We finally got ahead of the Soviets when we landed two astronauts aboard the Apollo 11 on the surface of the moon in July, 1969.

Our efforts to catch up with Russia resulted in the term “the space race”.  The space program was seen as necessary for national security and symbolic of technological and ideological superiority.   The race started with the launching of Sputnik  and was deemed to be over  with the co-operative Apollo-Soyuz Test Project human spaceflight mission in July 1975.  This project came to symbolize detente in the space programs, a partial easing of strained relations between the USSR and the US.

The beginnings of the space program occurred just after the end of WW2.

In the 1930’s Germany  had begun to research and build operational ballistic missiles.  During the last stages of the Weimar Republic, German aerospace engineers experimented with liquid-fueled rockets.  One of their goals was to determine how to use rockets as long-range artillery in order to get around the Treaty of Versailles which effectively placed a ban on the research and development of long-range cannons.

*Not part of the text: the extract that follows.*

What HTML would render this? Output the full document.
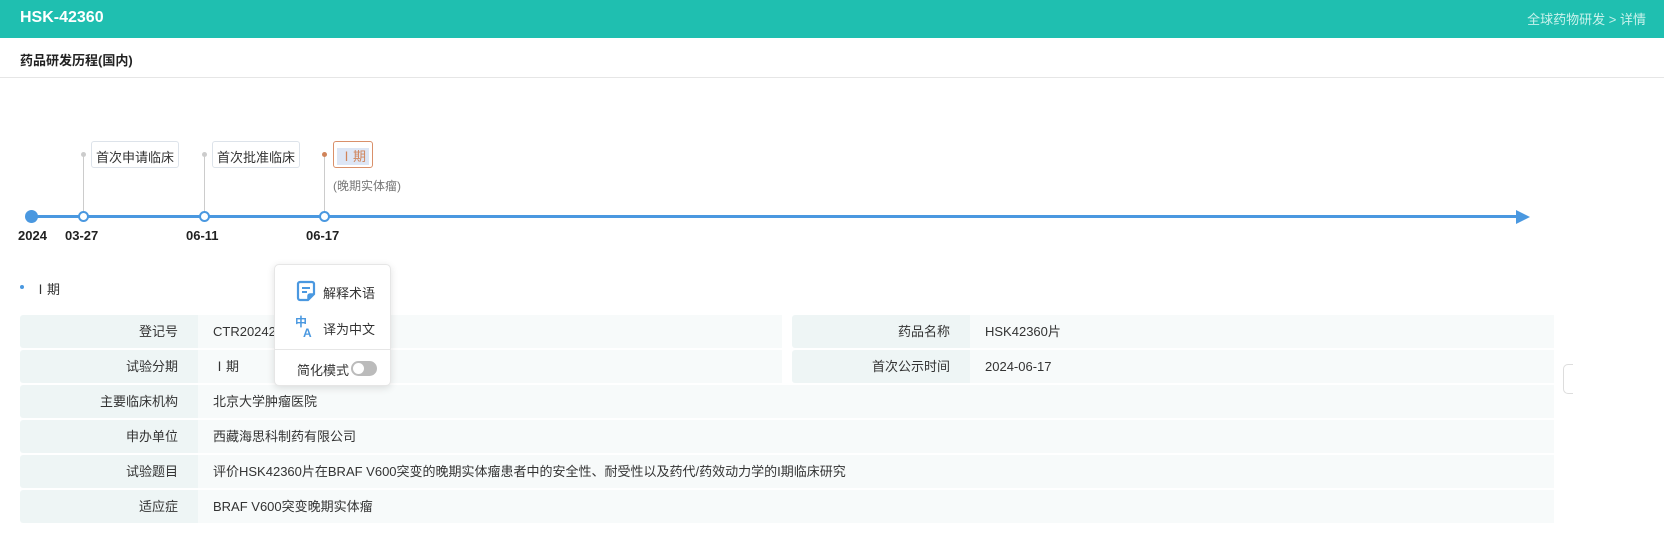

When the war ended, American, British and Soviet scientific intelligence teams competed to capture Germany’s rocket engineers along with their rockets and the designs for them.  The U.S. was fortunate that in a program called Operation Paperclip, Warner von Braun and most of his engineering team, who later helped develop the American missile and space exploration programs, surrendered to the Americans.   Von Braun had been the technical director of Nazi Germany’s missile program.

The U.S. was also able to obtain many of the German V-2s which were the world’s first long-range guided ballistic missiles.  They were developed in Germany during the War to be a vengence weapon, designed to attack Allied cities as retaliation for the Allied bombings against German cities.

In America, Von Braun and his team were sent to Fort Bliss, TX.  In 1950 von Braun’s team moved to the Redstone Arsenal near Huntsville, AL.  There Von Braun and his team would develop the Army's first operational medium-range ballistic missile, the Redstone rocket, that would, in slightly modified versions, launch both America's first satellite, and the first piloted Mercury space missions.  It became the basis for both the Jupiter and Saturn family of rockets.   In 1958 the von Braun team was tranferred to NASA’s nearby Marshall Spaceflight Center to design launch vehicles in the Saturn family.

NOTE:  I enjoy writing these Wednesday columns because doing the research usually forces me to step outside my comfort zone and educate myself on subjects which are not usually in my area of expertise.  It always makes me feel good when so many of you tell me you learn so much from them, too.  This column, more than any of the others, has been interesting to research because I had never known any of these details before.